Sunday, November 25, 2007

Byron Katie

I confess: I like days off. For the most part, Saturdays are not days off, because the accumulated and regular tasks tend to take a largish bite out of the available time. The laundry, the dishes, vacuum cleaning and generally picking up are just the beginning. Sometimes the housecleaning extends to carpet shampooing, since the Law of Baby Feeding Gravity is in resurgence. And then there are the special efforts required on days when a cooking and baking frenzy has left the sink invisible under the overburden of assorted tools, pans, beaters, whisks, measuring devices and platters. Needless to say, I am not the original user of this type of gear: as they say in baseball, I follow in the cleanup spot.

It's not as if I'm the only one engaged in these activities: we have a shared schedule that works fairly well for the most part. Before we put this in place by consensus, there was a sense of resentment which would rise to considerable heights when a string of days went by with little evidence of cooperative effort. It's amazing how formalizing a schedule can lead to better habits while reducing excuses.

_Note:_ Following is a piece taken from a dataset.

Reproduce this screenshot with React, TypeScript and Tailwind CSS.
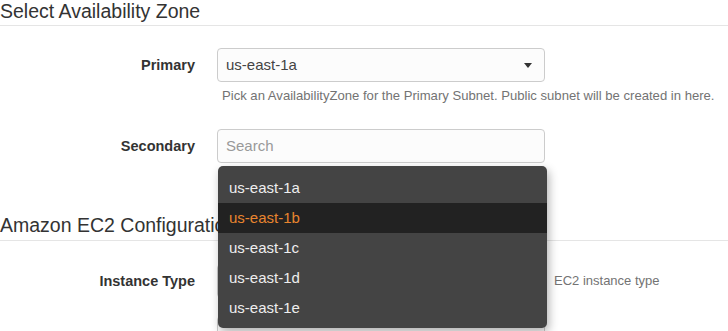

Sundays, however, are more like it. Once having freed myself from the family-based historical guilt feelings associated with failure to attend a place of worship, I found out how beautiful the seventh (or first) day of the week really can be. What a gift to be able to sit around in pyjamas (rather than office duds) and explore new worlds of sound and sight on the internet, at my own pace, without any particular objective except to find worthwhile things that have been unknown to me until that moment.

I've always felt uncomfortable using the phrase "I found ... on the internet." That's claiming too much credit. What I "found" is not a discovery so much as an uncovering of what has been there for some time.

Example: TheWork.com. Many thousands of people know of Byron Katie and her simple, four-question method that results in turning around the direction of lives.

I came upon this amazing woman and her story while watching an unrelated video on YouTube.com. There are dozens of videos of interviews and sessions that she has done over the course of 20 years or more, but the essence of her presentations is always the same. It involves identifying the issue (say, resentment over dirty dishes being left in the sink, or toys on the floor), examining how I feel about and react to that issue, and then questioning what life would be like if I did not have that feeling. The objective is to see whether or not what I am thinking is true. Katie believes that we are so attached to the truth of our own thinking and assumptions that we don't think to question them, to see what the truth really is.

The end of this process comes in the turnaround, when I see that the resentment is something that I generate, rather than the people who leave the place messy, and once I free myself of this belief, I can calmly and more appropriately deal with it. Over time, she says, this process of questioning becomes automatic whenever confusion (which is the source of suffering) occurs.

There are many others who have found their own pathways out of their suffering and have shared their experiences and ideas with the rest of us. A day off is a good time to explore them and find out which ones work for you.